The American market is not unique. KMPG released a report that said the global auto market would become more competitive. Large auto companies continue to build manufacturing facilities in China. The report says many car firm executives believe capacity will be overbuilt there. Bloomberg recently wrote that PSA Peugeot Citroen, Renault SA and Fiat SpA will be pressured by VW as it works to increase it market share in Europe. The German corporation says it expects to overtake Toyota (NYSE: TM) soon as the world’s largest auto company by units sold. The distinction belonged to GM up until three years ago.

The quality advantage that European and Asia cars have over US manufactures continues to shrink which will highlight price as the differential that attracts many consumers. A new Consumer Reports annual analysis of brand quality placed Honda Motor (NYSE: HMC) at the top of the list. Ford (NYSE: F) was not far behind and it bested Mercedes, Hyundai, and VW.

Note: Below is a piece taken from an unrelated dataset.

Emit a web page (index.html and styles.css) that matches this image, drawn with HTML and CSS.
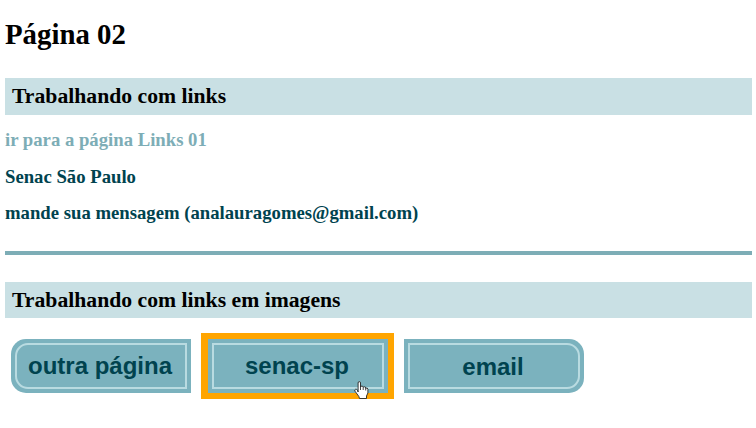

The car companies expect to sell 12.6 million cars and light vehicles in the US this year. The price of oil and gas will affect these results. Another challenge car companies must face is that Americans hold new cars for 63.9 months up 4.5 months from a year ago, The New York Times reports. Ironically, improving car quality gives owners the opportunity to keep their vehicles in operation for years with little need for repair.

Large global car companies which have very modest market share in the US will push to move into the N0. 2 auto market in the world. First among these is VW. It cannot reach its global sales goal with the 1% to 2% of the American market it has now. VW has a very modest number of models and its quality scores are mediocre.

The competition for unit sales is about to get much more cutthroat. The companies which control the American market–GM, Ford, and Toyota– will have to defend themselves against Hyundai, VW, and Chrysler. None of these firms with smaller presences can post large increases in sales on quality alone. The quality field has become too level.

There has not been a stiff competition based on incentives in the American car market for some time. Weaker auto firms have offered thousands of dollars off sticker price to clear inventory over the last two years. Heated competition based almost solely on price is part of the auto industry’s history that went away after the destruction of GM and Chrysler.

Gas prices could cut 2011 sales in the US closer to 12 million vehicles, a drop from over 16 million four years ago. Market share become more precious when the pie does not get larger.